Serão deuses?

José Luiz Delgado
Professor de Direito da UFPE

Publicado em: 01/05/2019 03:00 Atualizado em: 01/05/2019 09:14

Não podem ser investigados os juízes? Não se pode constituir uma CPI da Toga? Não se pode submeter um ministro do STF a um processo de impeachment? Não se pode criticar o Supremo ou alguns de seus ministros? Então, são deuses? Como dizia o humor de Jo Soares, sois rei? São inatacáveis? Estão acima de quaisquer suspeitas? São incorruptíveis? Ah, se fossem...

Há que investigar, sim, abertamente a situação financeira de cada juiz no Brasil: sua declaração de renda, seu patrimônio, para ver a compatibilidade entre uma coisa e outra. Por que não? Isso deveria ser objetivo fundamental, e atividade permanente, do Conselho Nacional de Justiça. Para assegurar a lisura da função jurisdicional, a transparência, a integridade do Judiciário.

O jurisdicionado tem absoluto interesse em saber se seu litígio está submetido a juiz isento e honesto, ou se está nas mãos de juiz que vende as sentenças. De fato tem integral direito a isso, precisa dessa certeza.

Esse também deveria ser interesse dos bons juízes – que ainda os há, e muitos (felizmente): o de não serem confundidos com os maus juízes, venais, corrompidos,  que também os pode haver (infelizmente). Deveriam os bons juízes ser os primeiros a clamar por essa investigação financeira rigorosa e cotidiana, abarcando todos, absolutamente todos, os magistrados. Os que nada têm a temer deveriam exigir esse exame, para evitar que os vendilhões continuem a se esconder atrás deles.

A declaração, feita alguns anos atrás,  daquele desembargador federal que libertou Temer  – de que a propina que administradores públicos recebiam pode ser mera “gorjeta”, como a que se dá a um garçon (como se o homem público pudesse receber “gorjetas”!)  –,  permite a dúvida de saber se também ele andou, inclusive neste caso, recebendo “gorjetas”, que pretende morais e lícitas.

A respeitada ministra Eliana Calmon denunciou que advogados instruem clientes delatores para não delatarem nada a respeito de juízes. Porque temem ser retaliados por eles (e por colegas, dado o corporativismo). Será verdade  isso?

E o CNJ não faz nada? Então, precisa ser integralmente revisto.
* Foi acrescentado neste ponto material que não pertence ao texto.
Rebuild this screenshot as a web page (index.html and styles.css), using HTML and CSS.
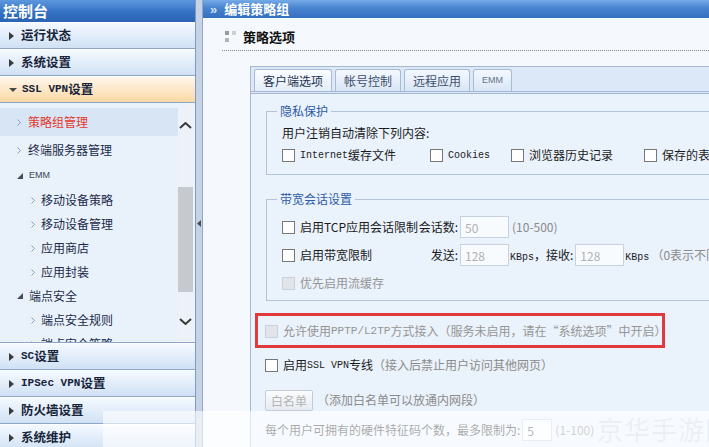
FILE: index.html
```html
<!DOCTYPE html>
<html lang="zh-CN">
<head>
    <meta charset="UTF-8">
    <title>控制台 - 编辑策略组</title>
    <link rel="stylesheet" href="styles.css">
</head>
<body>

<div class="app">

    <!-- 左侧导航 -->
    <aside class="sidebar">
        <div class="side-title">控制台</div>
        <div class="acc-head"><i class="tri-right"></i>运行状态</div>
        <div class="acc-head"><i class="tri-right"></i>系统设置</div>
        <div class="acc-head open"><i class="tri-down"></i><span class="en-b">SSL VPN</span>设置</div>

        <div class="acc-body">
            <ul class="tree">
                <li class="lv1 current"><svg class="chev" width="4" height="7" viewBox="0 0 4 7"><path d="M0.5 0.5L3.5 3.5L0.5 6.5" /></svg>策略组管理</li>
                <li class="lv1"><svg class="chev" width="4" height="7" viewBox="0 0 4 7"><path d="M0.5 0.5L3.5 3.5L0.5 6.5" /></svg>终端服务器管理</li>
                <li class="grp"><svg class="grp-tri" width="6" height="6" viewBox="0 0 6 6"><path d="M6 0V6H0Z" /></svg><span class="emm">EMM</span></li>
                <li class="lv2"><svg class="chev" width="4" height="7" viewBox="0 0 4 7"><path d="M0.5 0.5L3.5 3.5L0.5 6.5" /></svg>移动设备策略</li>
                <li class="lv2"><svg class="chev" width="4" height="7" viewBox="0 0 4 7"><path d="M0.5 0.5L3.5 3.5L0.5 6.5" /></svg>移动设备管理</li>
                <li class="lv2"><svg class="chev" width="4" height="7" viewBox="0 0 4 7"><path d="M0.5 0.5L3.5 3.5L0.5 6.5" /></svg>应用商店</li>
                <li class="lv2"><svg class="chev" width="4" height="7" viewBox="0 0 4 7"><path d="M0.5 0.5L3.5 3.5L0.5 6.5" /></svg>应用封装</li>
                <li class="grp"><svg class="grp-tri" width="6" height="6" viewBox="0 0 6 6"><path d="M6 0V6H0Z" /></svg>端点安全</li>
                <li class="lv2"><svg class="chev" width="4" height="7" viewBox="0 0 4 7"><path d="M0.5 0.5L3.5 3.5L0.5 6.5" /></svg>端点安全规则</li>
                <li class="lv2"><svg class="chev" width="4" height="7" viewBox="0 0 4 7"><path d="M0.5 0.5L3.5 3.5L0.5 6.5" /></svg>端点安全策略</li>
            </ul>
            <!-- 滚动条 -->
            <div class="vscroll">
                <div class="sb-btn up"><svg width="13" height="7" viewBox="0 0 13 7"><path d="M1 6L6.5 1L12 6" /></svg></div>
                <div class="sb-track"><div class="sb-thumb"></div></div>
                <div class="sb-btn down"><svg width="13" height="7" viewBox="0 0 13 7"><path d="M1 1L6.5 6L12 1" /></svg></div>
            </div>
        </div>

        <div class="acc-head"><i class="tri-right"></i><span class="en-b">SC</span>设置</div>
        <div class="acc-head"><i class="tri-right"></i><span class="en-b">IPSec VPN</span>设置</div>
        <div class="acc-head"><i class="tri-right"></i>防火墙设置</div>
        <div class="acc-head"><i class="tri-right"></i>系统维护</div>
    </aside>

    <div class="splitter">
        <svg width="4" height="7" viewBox="0 0 4 7"><path d="M4 0V7L0 3.5Z" /></svg>
    </div>

    <!-- 主内容 -->
    <main class="main">
        <div class="main-head"><span class="raquo">&raquo;</span>编辑策略组</div>

        <div class="section-title">
            <svg width="12" height="12" viewBox="0 0 12 12">
                <rect x="0" y="0" width="4" height="4" fill="#9a9a9a" />
                <rect x="7" y="0" width="4" height="4" fill="#cfcfcf" />
                <rect x="0" y="7" width="4" height="4" fill="#b3b3b3" />
            </svg>
            策略选项
        </div>

        <div class="tabs">
            <div class="tab-bar">
                <span class="tab active">客户端选项</span>
                <span class="tab">帐号控制</span>
                <span class="tab">远程应用</span>
                <span class="tab tab-en">EMM</span>
            </div>

            <div class="tab-panel">
                <fieldset class="group">
                    <legend>隐私保护</legend>
                    <div class="line">用户注销自动清除下列内容:</div>
                    <div class="clear-list">
                        <label><input type="checkbox"><span class="en">Internet</span>缓存文件</label>
                        <label><input type="checkbox"><span class="en">Cookies</span></label>
                        <label><input type="checkbox">浏览器历史记录</label>
                        <label><input type="checkbox">保存的表单密码</label>
                    </div>
                </fieldset>

                <fieldset class="group bandwidth">
                    <legend>带宽会话设置</legend>
                    <div class="bw-row">
                        <label class="bw-left"><input type="checkbox">启用TCP应用会话限制</label>
                        <span class="bw-key">会话数:</span>
                        <input class="num" type="text" value="50" readonly>
                        <span class="hint">(10-500)</span>
                    </div>
                    <div class="bw-row">
                        <label class="bw-left"><input type="checkbox">启用带宽限制</label>
                        <span class="bw-key">发送:</span>
                        <input class="num" type="text" value="128" readonly>
                        <span class="unit"><span class="en">KBps</span>，接收:</span>
                        <input class="num" type="text" value="128" readonly>
                        <span class="unit"><span class="en">KBps</span></span>
                        <span class="hint">（0表示不限制）</span>
                    </div>
                    <div class="bw-row">
                        <label class="off"><input type="checkbox" disabled>优先启用流缓存</label>
                    </div>
                </fieldset>

                <div class="mark">
                    <label class="off"><input type="checkbox" disabled>允许使用<span class="en wide">PPTP/L2TP</span>方式接入（服务未启用，请在“系统选项”中开启）</label>
                </div>

                <div class="row ssl">
                    <label><input type="checkbox">启用<span class="en">SSL VPN</span>专线</label>
                    <span class="hint">（接入后禁止用户访问其他网页）</span>
                </div>

                <div class="row white">
                    <button class="btn" disabled>白名单</button>
                    <span class="hint">（添加白名单可以放通内网段）</span>
                </div>

                <div class="row limit">
                    <span>每个用户可拥有的硬件特征码个数，最多限制为:</span>
                    <input class="num small" type="text" value="5" readonly>
                    <span class="hint">(1-100)</span>
                </div>
            </div>
        </div>
    </main>
</div>

<!-- 页脚水印 -->
<div class="watermark"><span>京华手游网</span></div>

</body>
</html>
```

FILE: styles.css
```css
* {
    box-sizing: border-box;
}

html, body {
    margin: 0;
    padding: 0;
}

body {
    font: 12px/1.5 "Noto Sans CJK SC", "Liberation Sans", sans-serif;
    color: #1b1b1b;
    background: #f5f9fd;
    overflow: hidden;
    position: relative;
    height: 447px;
}

.app {
    display: flex;
    height: 447px;
}

/* ===== 左侧导航 ===== */
.sidebar {
    width: 196px;
    flex: none;
    display: flex;
    flex-direction: column;
    background: #e8f0fa;
    border-right: 1px solid #7e9bbf;
    overflow: hidden;
}

.side-title {
    height: 22px;
    flex: none;
    padding-left: 3px;
    line-height: 22px;
    font-size: 15px;
    font-weight: bold;
    color: #fff;
    background: linear-gradient(#5c98de, #3571c3 55%, #2b64b4);
}

.acc-head {
    height: 27px;
    flex: none;
    display: flex;
    align-items: center;
    padding-left: 9px;
    font-size: 12.5px;
    font-weight: bold;
    color: #17243a;
    white-space: nowrap;
    background: linear-gradient(#f4f9ff, #d0e1f4);
    border-top: 1px solid #fff;
    border-bottom: 1px solid #8ca7c8;
}

.acc-head.open {
    background: linear-gradient(#fff7ec, #fbd8a4);
}

.en-b {
    font-family: "Liberation Mono", monospace;
    font-size: 11px;
    font-weight: bold;
}

.tri-right {
    width: 0;
    height: 0;
    margin-right: 7px;
    border-left: 5px solid #3b3b3b;
    border-top: 4px solid transparent;
    border-bottom: 4px solid transparent;
}

.tri-down {
    width: 0;
    height: 0;
    margin-right: 5px;
    border-top: 4px solid #4a4a4a;
    border-left: 4px solid transparent;
    border-right: 4px solid transparent;
}

.acc-body {
    height: 240px;
    flex: none;
    display: flex;
    overflow: hidden;
    background: #e9f1fb;
    border-bottom: 1px solid #8ca7c8;
}

.tree {
    flex: 1;
    list-style: none;
    margin: 0;
    padding: 5px 0 0;
    overflow: hidden;
}

.tree li {
    display: flex;
    align-items: center;
    white-space: nowrap;
    color: #1b2a48;
}

.tree .chev {
    fill: none;
    stroke: #8f9db1;
    margin-right: 7px;
}

.lv1 {
    height: 28px;
    padding-left: 17px;
}

.lv1.current {
    background: #d8e5f5;
    color: #e4372b;
}

.grp {
    height: 24px;
    padding-left: 17px;
}

.grp-tri {
    fill: #454b55;
    margin-right: 6px;
}

.emm {
    font-family: "Liberation Sans", sans-serif;
    font-size: 9px;
    color: #3c4452;
}

.lv2 {
    height: 24px;
    padding-left: 31px;
}

.lv2 .chev {
    margin-right: 6px;
}

/* 滚动条 */
.vscroll {
    width: 17px;
    flex: none;
    display: flex;
    flex-direction: column;
    background: #edf2f8;
}

.sb-btn {
    display: flex;
    align-items: center;
    justify-content: center;
    padding-right: 2px;
}

.sb-btn svg {
    fill: none;
    stroke: #3a3a3a;
    stroke-width: 2;
}

.sb-btn.up {
    height: 44px;
}

.sb-btn.down {
    height: 42px;
}

.sb-track {
    flex: 1;
    padding-top: 40px;
}

.sb-thumb {
    width: 15px;
    height: 105px;
    background: #c6c9cd;
}

/* 分隔条 */
.splitter {
    width: 7px;
    flex: none;
    display: flex;
    align-items: center;
    justify-content: center;
    background: #c5d3e4;
    border-right: 1px solid #8fa8c6;
}

.splitter svg {
    fill: #4d4d4d;
}

/* ===== 主内容 ===== */
.main {
    flex: 1;
    min-width: 0;
    overflow: hidden;
    background: #f5f9fd;
}

.main-head {
    height: 18px;
    padding-left: 7px;
    line-height: 18px;
    font-size: 13px;
    font-weight: bold;
    color: #fff;
    white-space: nowrap;
    background: linear-gradient(#74aae6, #4783cf 45%, #3470c0);
}

.raquo {
    font-family: "Liberation Sans", sans-serif;
    font-size: 13px;
    color: #d3e3f7;
    margin-right: 7px;
}

.section-title {
    display: flex;
    align-items: center;
    height: 23px;
    margin: 10px 0 0 19px;
    padding: 0 0 4px 3px;
    font-size: 13px;
    font-weight: bold;
    color: #111;
    border-bottom: 1px dotted #8a8a8a;
}

.section-title svg {
    margin-right: 6px;
}

/* 标签页 */
.tabs {
    width: 560px;
    margin: 15px 0 0 47px;
    border-left: 1px solid #a7b9d1;
    background: #eaf2fb;
}

.tab-bar {
    display: flex;
    gap: 3px;
    padding: 2px 0 0 3px;
    background: #dce8f7;
    border-top: 1px solid #a7b9d1;
    border-bottom: 3px double #a3b7d1;
}

.tab {
    height: 22px;
    padding: 0 8px;
    line-height: 21px;
    color: #3e4f6d;
    white-space: nowrap;
    background: linear-gradient(#f3f8fe, #d9e6f6);
    border: 1px solid #a8bbd3;
    border-bottom: none;
    border-radius: 3px 3px 0 0;
}

.tab.active {
    color: #22324d;
    background: linear-gradient(#fbfdff, #e3edf9);
}

.tab-en {
    font-family: "Liberation Sans", sans-serif;
    font-size: 9px;
    color: #66738a;
}

.tab-panel {
    padding: 9px 0 40px 14px;
    white-space: nowrap;
}

input[type="checkbox"] {
    appearance: none;
    width: 13px;
    height: 13px;
    margin: 0 5px 0 0;
    flex: none;
    background: #fff;
    border: 1px solid #777;
}

input[type="checkbox"]:disabled {
    background: #e1e5ea;
    border-color: #ccd2d9;
}

label {
    display: inline-flex;
    align-items: center;
}

label.off {
    color: #959595;
}

.en {
    font-family: "Liberation Mono", monospace;
    font-size: 10px;
}

.en.wide {
    font-size: 11px;
}

.hint {
    color: #8b8b8b;
}

/* 分组框 */
fieldset.group {
    margin: 0 0 0 1px;
    padding: 0 0 10px 15px;
    border: 1px solid #b4c3d6;
    min-width: 0;
}

fieldset.group legend {
    margin-left: -5px;
    padding: 0 3px;
    line-height: 16px;
    color: #2e5ba6;
}

.line {
    margin-top: 5px;
    line-height: 18px;
}

.clear-list {
    display: grid;
    grid-template-columns: 148px 81px 133px auto;
    margin-top: 4px;
    height: 18px;
    align-items: center;
}

.bandwidth {
    margin-top: 16px !important;
    padding-bottom: 5px !important;
}

.bw-row {
    display: flex;
    align-items: center;
    height: 24px;
    margin-top: 4px;
}

.bw-row:first-of-type {
    margin-top: 8px;
}

.bw-left {
    width: 132px;
}

.bw-key {
    width: 46px;
    padding-right: 2px;
    text-align: right;
}

.num {
    width: 49px;
    height: 22px;
    padding: 0 0 0 4px;
    font: 12px "Noto Sans CJK SC", "Liberation Sans", sans-serif;
    color: #b2b2b2;
    background: #f8fbfe;
    border: 1px solid #c7d2de;
    outline: none;
}

.num + .hint {
    margin-left: 3px;
}

.unit {
    margin: 0 2px 0 1px;
}

/* 标注框 */
.mark {
    display: flex;
    align-items: center;
    width: 410px;
    height: 35px;
    margin: 12px 0 0 -10px;
    padding: 1px 0 0 7px;
    border: 3px solid #e03a3d;
}

.row {
    display: flex;
    align-items: center;
}

.ssl {
    height: 20px;
    margin-top: 7px;
}

.white {
    height: 22px;
    margin-top: 14px;
}

.btn {
    height: 21px;
    padding: 0 5px;
    margin-right: 4px;
    font: 12px "Noto Sans CJK SC", sans-serif;
    color: #b4b4b4;
    background: linear-gradient(#fbfcfe, #e6ebf1);
    border: 1px solid #c5ccd6;
    border-radius: 2px;
}

.limit {
    height: 22px;
    margin-top: 8px;
}

.num.small {
    width: 30px;
    margin-left: 2px;
    color: #444;
}

/* 页脚水印 */
.watermark {
    position: absolute;
    left: 103px;
    top: 411px;
    width: 606px;
    height: 36px;
    padding-left: 494px;
    background: rgba(255, 255, 255, 0.62);
    overflow: hidden;
    white-space: nowrap;
}

.watermark span {
    font-size: 26px;
    line-height: 36px;
    letter-spacing: 1px;
    color: rgba(175, 185, 198, 0.16);
}
```
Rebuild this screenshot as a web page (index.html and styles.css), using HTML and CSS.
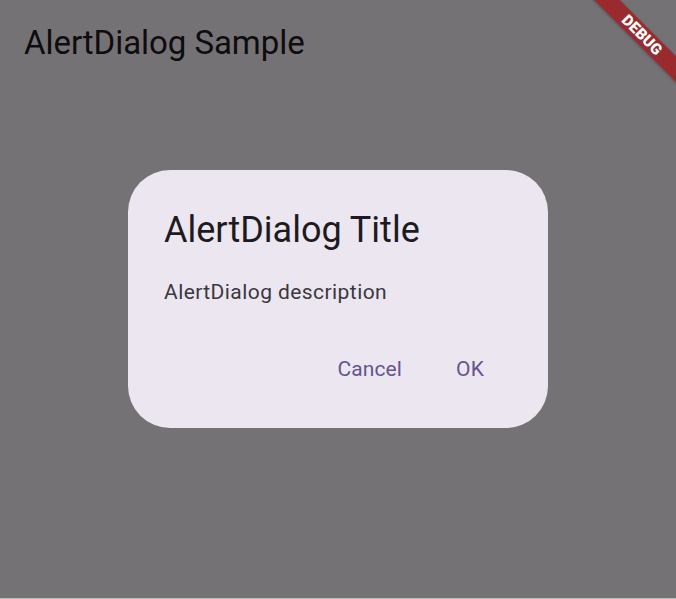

Porque não está cumprindo seu papel essencial, o de fiscalizar a magistratura.

Exprimir dúvidas como essas, discordar de certas posições de magistrados, formular  críticas (procedentes ou improcedentes, razoáveis ou excessivas, são outras questões, apuráveis até em processo próprio de danos morais), é agora inconstitucional? São deuses e não podem ser criticados? Por isso ou por aquilo (por excesso de exposição, pela vaidade de aparecer nas televisões, pela vulgarização de suas condutas, pelo fenômeno das redes sociais, que deu voz não aos imbecis mas a todos os cidadãos), o fato é que o Supremo está-se enredando num processo de desprestígio social como nunca se vira anteriormente. Conhecido somente de longe e tendo integrantes muito mais austeros, o Supremo de antigamente gozava de uma respeitabilidade de que o atual nem faz ideia. O Supremo está obviamente em crise.

(Ainda posso dizer isso? Ou corro o risco de ser alvo de outro inquérito promovido pelo próprio órgão julgador?)